Focusing solely on costs is a mistake: An optimization game plan
Cost optimization relates to the CFO’s responsibility to nurture and preserve the organization’s financial health. Think of the approach as a perpetual efficiency play that continually rebalances the right cost structure with an eye on revenue-generation and profitability objectives. Its focus reaches well beyond cost cuts.
While cost optimization efforts target the same pain points as traditional, more reactive cost cutting, these pain points are assessed in a more thoughtful and holistic manner: How do these costs influence our pursuit of strategic objectives? How would a potential cost reduction affect our product and service offerings, workforce, customer experience, ability to innovate, and growth prospects?

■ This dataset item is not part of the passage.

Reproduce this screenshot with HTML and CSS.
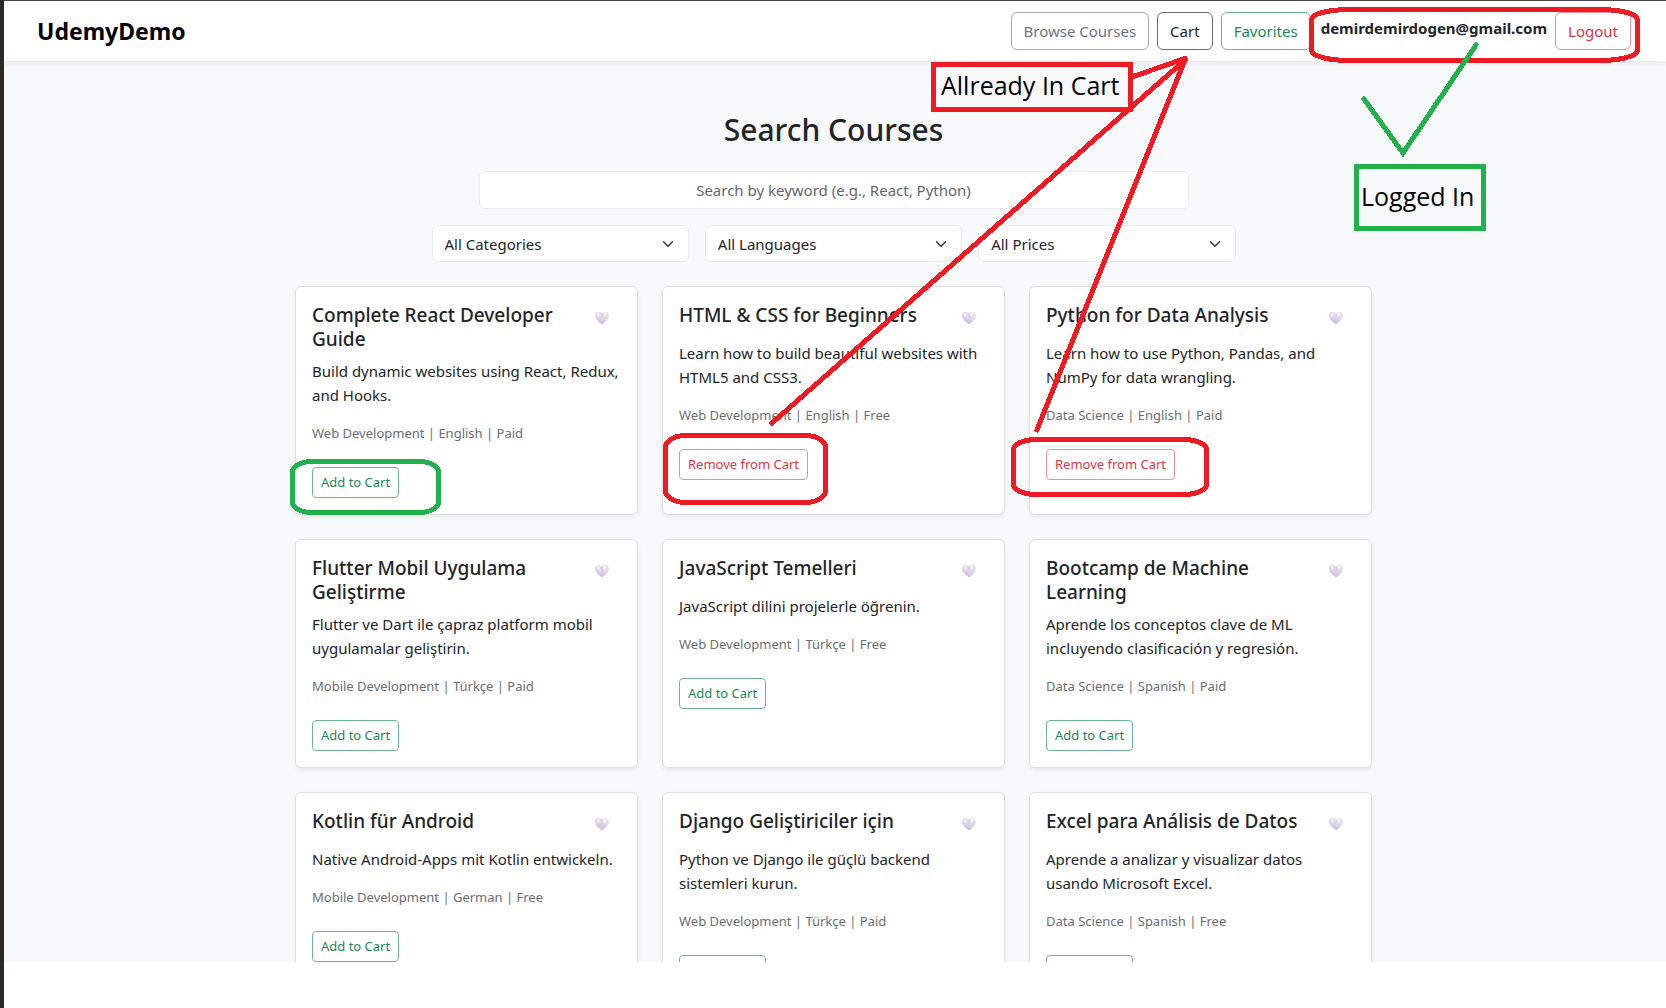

Advanced data analyses and AI tools can help address those questions and refine the search for “smarter” opportunities for cost savings.
Consider this scenario: A traditional cost reduction play might call for a business process to be offshored, end of story. A cost optimization approach might result in that same process—let’s say accounts payable (AP)—being offshored, but with some critical differences. A smaller AP team might remain onshore to handle exceptions and manage relationships with high-value suppliers and vendors. That team also might receive training in risk management and the use of AI applications to help them operate more effectively and efficiently. Plus, the upskilling necessary to enable these additional job functions could be funded by a portion of the cost savings realized from moving the bulk of the AP group offshore.
As finance leaders create cost optimization playbooks, they should consider how the following actions can benefit their organizations in the near- and long-term.
- Connect costs to value: Just because costs can be reduced doesn’t mean it is the right answer to do so in all cases. It is helpful for finance groups to link costs to the business value they drive as well as to strategic objectives. For example, an analysis of the talent structure in a company’s compliance group may identify opportunities to reduce spans and layers through targeted layoffs. But CFOs need to have a broader perspective to understand if this is the right move. Consider that if the company is in an acquisitive mode, those layoffs could impede pre-merger due diligence and post-merger integration activities, which in turn could lead to heightened regulatory compliance risks. In this case, a potential restructuring of the organization may be a better consideration versus a cut of valuable talent with institutional knowledge.
- Focus on realized cost savings: There is often a stark difference between projected and realized cost savings, as those studies I mentioned earlier illuminate. Analyses of achievable cost reductions have grown considerably more sophisticated and rigorous in recent years. However, those data-driven projections carry little value when the actual cost savings fall well short of established targets, and the related disruption, on balance, may not have been worth it.
- Deploy data-driven tools to pinpoint savings opportunities: Process mining, task mining and other data-driven approaches can help drive new thinking on cost optimization targets. Whereas process mining works well for deconstructing larger systems and activities (e.g., invoice processing), task mining gives finance groups insights into how individual employees and teams switch between automated and manual tasks. Task mining can produce value-stream maps, analyzing the length of time it takes to complete individual tasks and the costs associated with that work. Most importantly, it helps define the business case for change with objective data supporting the findings. With a focus on the customer (or end user, if applicable), eliminating nonessential tasks and taking time out of a process can reduce costs without sacrificing quality.
- Leverage AI: AI tools can also shed new light on cost optimization opportunities. For example, AI applications can churn through massive volumes of call center transcripts to identify and organize customer complaints, which increases the productivity of call center customer service teams. AI tools also can help compare similar work streams in different offices or regions; resulting analyses can yield impressive efficiency gains.
- Reallocate savings to innovation and growth: Companies cannot cut their way to profitability—or to innovation or disruptor status, for that matter. Growth, transformation and sustained margin improvement require investments. CFOs should look for opportunities to redirect “saved spend” to customer experience enhancements, top-priority strategic innovation projects and other initiatives essential to future growth. In other words, CFOs can and should treat cost containment the way they treat capital spending: Look for ROI. For instance, can an AI-powered analysis to determine the number of manual journal entries performed outside of the ERP system ultimately help fund innovations and upgrades that eliminate 90% of those manual tasks?
Optimization must be ongoing
Perhaps the biggest difference between traditional, reactive cost cutting and cost optimization is that the latter should be performed continuously rather than in response to economic and marketplace swings. The point is clear: Optimizing costs is as much a good idea in the cool of the day when times are good as it is in the heat of the moment when times are challenging.
When CFOs stop their organizations from vacillating between across-the-board cuts to focus on increasing profitability on the one hand and investment infusions designed to stimulate growth on the other hand, cost optimization stands a better chance of becoming a standard operating procedure. Indeed, it becomes a key pathway to sustaining the organization’s agility, resilience and long-term viability.